17 March 2020
The implementation of DevOps principles has enabled organisation to speed up their software delivery while ensuring that critical aspects of both development and operations are taken into consideration.
DevOps has removed the ops bottleneck in the delivery pipeline, allowing for faster deployment in production, and has improved the operations feedback loop, giving developers more control over their code in production. However, speeding up delivery could also mean a quicker deployment of code containing security vulnerabilities.
This forces the organizations to re-think their security policies, addressing the need for constant monitoring of security flaws while keeping this monitoring from becoming a bottleneck.
What is DevSecOps?
DevSecOps is an extension of the DevOps approach, that considers security as a shared responsibility that has to be integrated into the development process from the beginning.
It can be considered simply as “DevOps done right”: the collaborative work model of DevOps aims to create a culture that brings developers and operators together to break silos; DevSecOps adds the security team to the discussion, to enable the software to be delivered quickly, efficiently and securely.

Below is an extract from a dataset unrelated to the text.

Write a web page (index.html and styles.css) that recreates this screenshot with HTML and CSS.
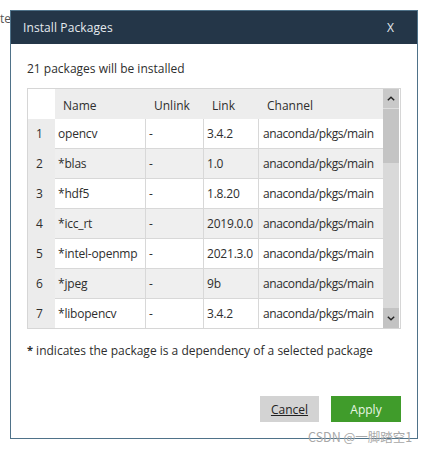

In essence, DevSecOps aims to:
- foster collaboration between DevOps and security teams
- implement Security as Code and in shift left security concerns the software development process
How to adopt a DevSecOps approach?
To adopt a DevSecOps approach, you will have to focus on 3 axes: people, process and technology.
No amount of investment in training and tools will enable your organisation to switch to a DevSecOps approach if the people at the heart of the needed collaboration are not interested.
The first step is to have a voluntary “Security Champion” stand out in each team. A security champion is a developer that does not necessarily have a security formation and just needs to be interested in strengthening the company’s security posture.
He will be the referent for security choices in the team, will make sure that security issues are raised during the backlog refinement and answer to the team’s security-related interrogations.
The second step is to create a network of security champions across the organization that can share knowledge and answer each other’s questions, for instance as a security guild. In big organizations (10+ teams), security advocates can stand out from the security champions to add a layer of coordination and expertise.
The security issues will then go up the Andon chain from the team to the security champions/advocates, and ultimately to the security team if needed. This system ensures that each layer learns the most on the issues encountered, to continually improve (kaizen), grow in awareness around security issues and reduce the time needed to address them.
The transformation of DevSecOps culture into tangible results is made possible by modifying existing processes to enable the collaboration between DevOps and security teams.
In particular, the measures that will have the highest impact for your organisation include:
- collaborative work sessions with DevOps and security teams on threat models
- the regular audit of automated tests by security experts
- including security features as part of the software delivery backlog :
- including a security assessment of the feature in the Definition of Ready
- including a green light given by the testing tools in place in the Definition of Done
More broadly, building the DevSecOps process is an iterative effort. It starts with the experimentation of a collaborative process between DevOps and security teams at a given stage of the software delivery, then with the framing of the agreed-upon process resulting from that experimentation and finally with a security audit of the standard process established.
This process can then be applied by a variety of teams in a variety of contexts, and refined according to agile methodology principles. The use of a standard process reduces the risk of introducing security loopholes in the methodology.
Adopting a DevSecOps approach implies adding a variety of security solutions and best practices to the DevOps toolkit.
First, you want to automate security at all stages of software delivery. This is done by adding security tools to your CI/CD pipeline, such as:
- automated security testing
- DAST/IAST/SAST suites
- vulnerability checks
- logging and monitoring tools
Then, you want to integrate security by design into your governance. This is done by implementing standards and best practices, such as:
- OWASP Standards
- Secure coding practices
- enabling Transport Layer Security (TLS) encryption by default
- forcing API authentication for all clients (including nodes, proxies …)
What are the benefits can my organization expect?
The first direct impact of adopting a DevSecOps approach is the improvement of the overall security of your product, leading to an increase in quality and robustness.
The shifting left of vulnerability checks also enables your organisation to discover and fix them at an early stage. This results in less stressful and complex fixes, as well as a reduction of incurred costs.
Integrating security in the delivery process also strengthens your security posture and enables more frequent deployments with fewer manual operations: 61% of organisations with mature DevSecOps culture report being able to deploy on demand, versus 46% (see Puppet's 2019 State of DevOps report) on average. By removing the security bottleneck, adopting a DevSecOps approach speeds up your product delivery, as well as security- and compliance-related transformations.
DevSecOps is a culture that considers the collaboration between development, operations and security team as the foundation for efficient and robust software delivery.
Its implementation requires a switch in culture, technology, and processes, but represents a step towards more collaboration between project stakeholders and the use of automation to ensure that security practices are incorporated by design in the software.
In addition to better security for the software itself, a DevSecOps approach also enables better cooperation, faster software delivery and increased confidence in the overall security posture.